Meanwhile, many students are marked down on their papers for supposed grammar mistakes (which are usually matters of spelling, punctuation, or style): don’t use contractions, don’t start a sentence with conjunctions, don’t use any form of the verb be, don’t write in the first person, don’t refer to yourself in the third person, don’t use the passive voice, and on and on. Of course most students are going to come out of writing class feeling insecure. They’re punished for failing to master rules that don’t make sense.

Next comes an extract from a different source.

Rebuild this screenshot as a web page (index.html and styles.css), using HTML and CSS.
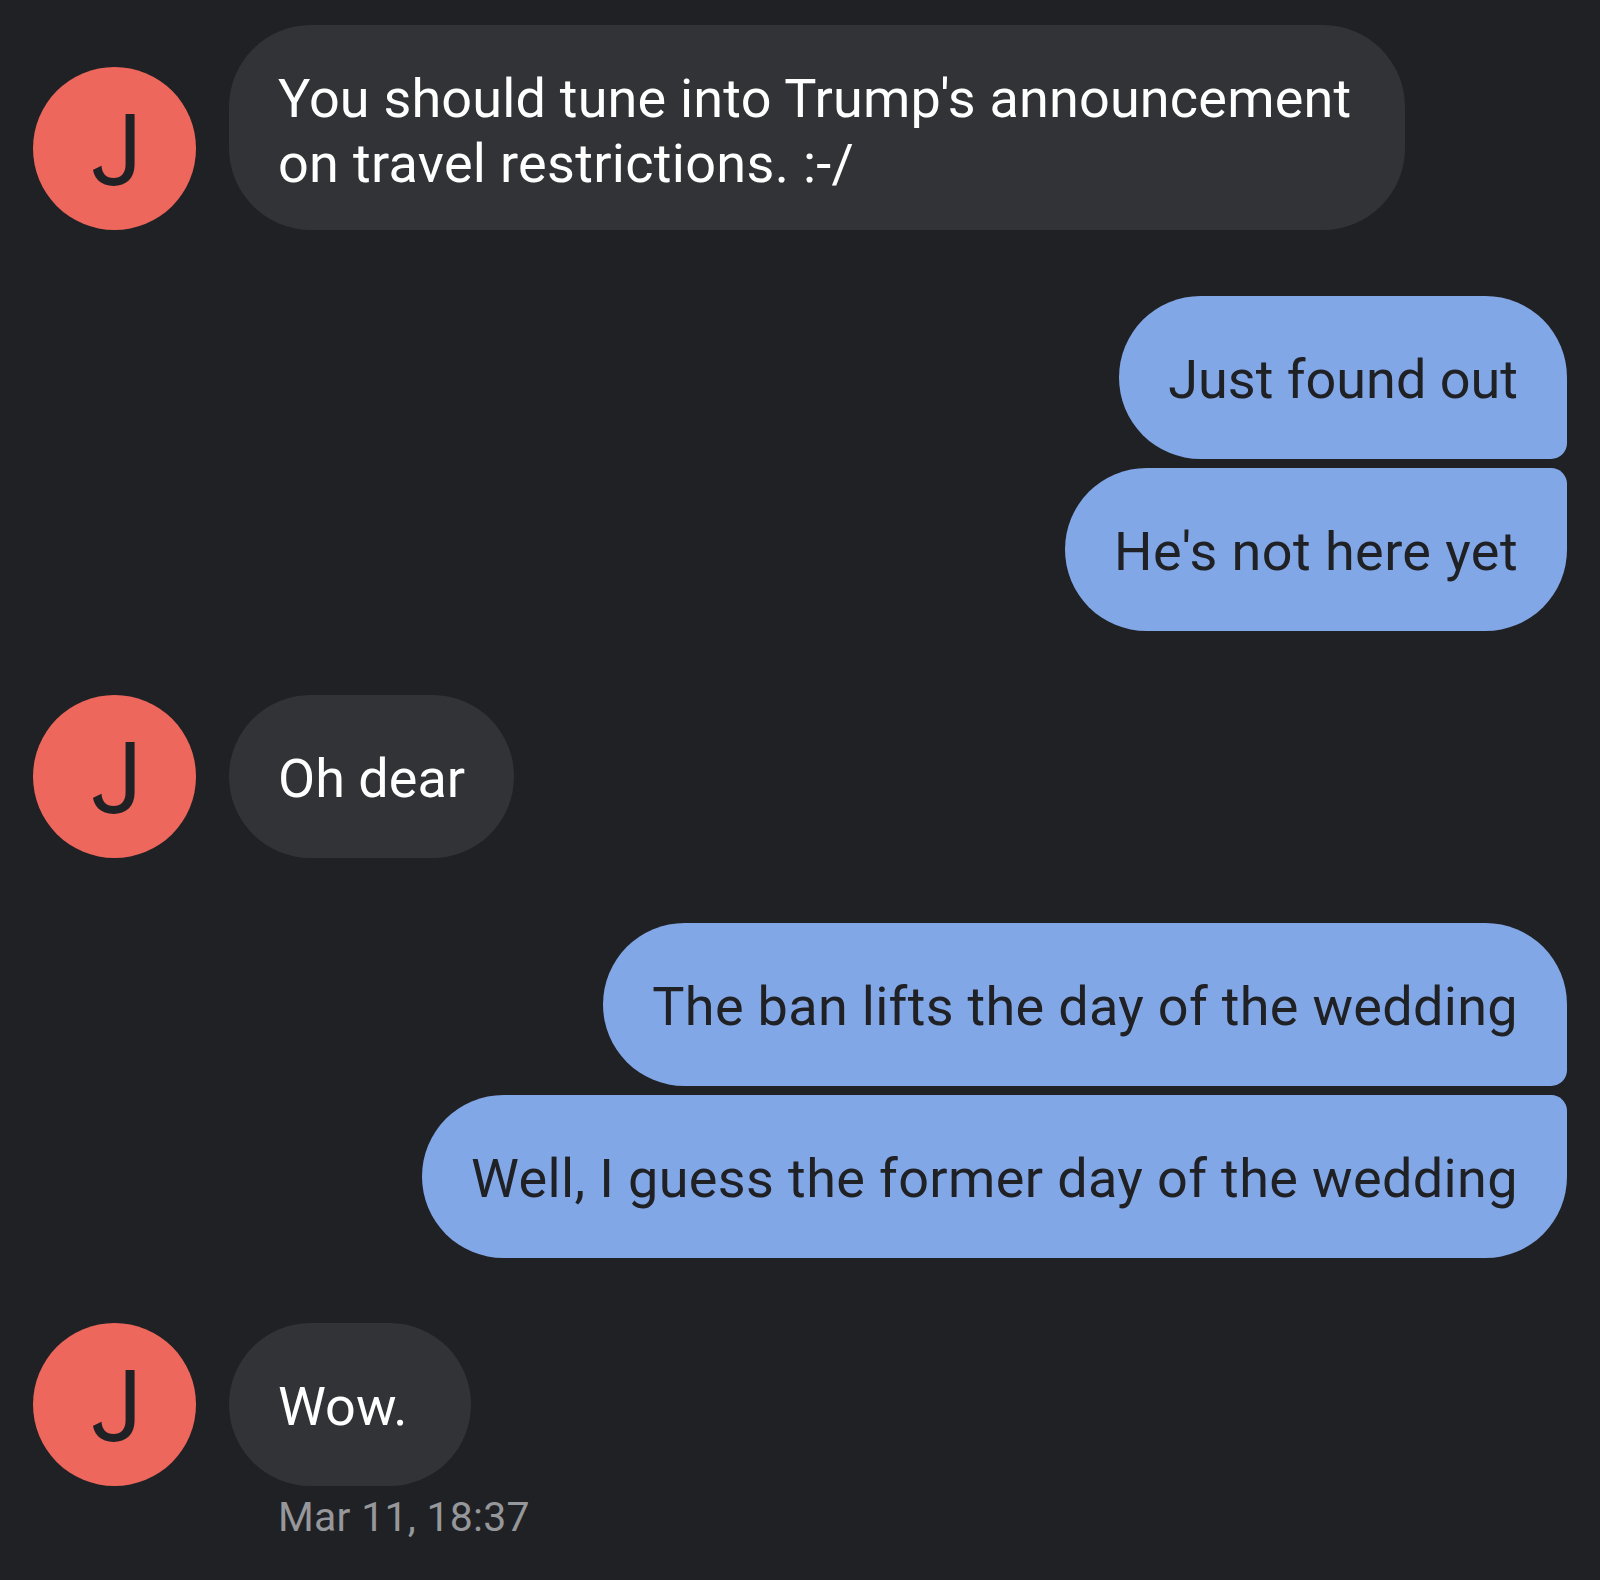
FILE: index.html
```html
<!DOCTYPE html>
<html lang="en">
<head>
<meta charset="utf-8">
<title>Messages</title>
<link rel="stylesheet" href="styles.css">
</head>
<body>
<main class="thread">
  <section class="group incoming lead">
    <div class="avatar"><span class="initial">J</span></div>
    <p class="bubble tall"><span class="track-s">You should tune into Trump's announcement</span><br><span class="track-m">on travel restrictions. :-/</span></p>
  </section>
  <section class="group outgoing reply">
    <p class="bubble first">Just found out</p>
    <p class="bubble last track-xl">He's not here yet</p>
  </section>
  <section class="group incoming">
    <div class="avatar"><span class="initial">J</span></div>
    <p class="bubble">Oh dear</p>
  </section>
  <section class="group outgoing">
    <p class="bubble first track-m">The ban lifts the day of the wedding</p>
    <p class="bubble last track-l">Well, I guess the former day of the wedding</p>
  </section>
  <section class="group incoming">
    <div class="avatar"><span class="initial">J</span></div>
    <p class="bubble short">Wow.</p>
  </section>
  <time class="stamp">Mar 11, 18:37</time>
</main>
</body>
</html>
```
FILE: styles.css
```css
* { box-sizing: border-box; }
body { margin: 0; background: #202125; font-family: Roboto, sans-serif; }
.thread { height: 1580px; padding: 25px 33px 0; overflow: hidden; }
.group { display: flex; margin-bottom: 65px; }
.incoming { align-items: flex-end; gap: 33px; }
.outgoing { flex-direction: column; align-items: flex-end; gap: 9px; }
.lead { margin-bottom: 66px; }
.reply { margin-bottom: 64px; }
.avatar { width: 163px; height: 163px; padding: 2px 0 0 2px; border-radius: 50%; background: #ee675c; color: #202125; display: flex; align-items: center; justify-content: center; font-family: Inter, sans-serif; font-size: 97px; font-weight: 370; line-height: 1; }
/* trims the hook of the initial at a slant */
.initial { clip-path: polygon(50% 0, 110% 0, 110% 110%, -10% 110%, -10% 74px, 50% 58px); }
.bubble { margin: 0; height: 163px; padding: 51px 49px 0; border-radius: 82px; font-size: 54px; line-height: 65px; white-space: nowrap; }
.tall { width: 1176px; height: 205px; padding-top: 41px; }
.short { width: 242px; }
.incoming .bubble { background: #323336; color: #fff; }
.outgoing .bubble { background: #82a7e6; color: #202125; }
.outgoing .first { border-bottom-right-radius: 16px; }
.outgoing .last { border-top-right-radius: 16px; }
.group:last-of-type { margin-bottom: 0; }
.track-s { letter-spacing: 0.18px; }
.track-m { letter-spacing: 0.31px; }
.track-l { letter-spacing: 0.37px; }
.track-xl { letter-spacing: 0.42px; }
.stamp { display: block; margin: 7px 0 0 245px; font-size: 41px; line-height: 48px; letter-spacing: 0.25px; color: #96979a; }
```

And it doesn’t help that there’s often a disconnect between what the rules say good writing is and what it actually is. Good writing breaks these rules all the time, and following all the rules does little if anything to make bad writing good. We know the usual justifications: students have to master the basics before they can become experts, and once they become experts, they’ll know when it’s okay to break the rules.
But these justifications presuppose that teaching students not to start a sentence with a conjunction or not to use the passive voice has something to do with good writing, when it simply doesn’t. I’ve said before that we don’t consider whether we’re giving students training wheels or just putting sticks in their spokes. Interestingly, Cleary uses a similar argument in her Atlantic piece: “Just as we teach children how to ride bikes by putting them on a bicycle, we need to teach students how to write grammatically by letting them write.”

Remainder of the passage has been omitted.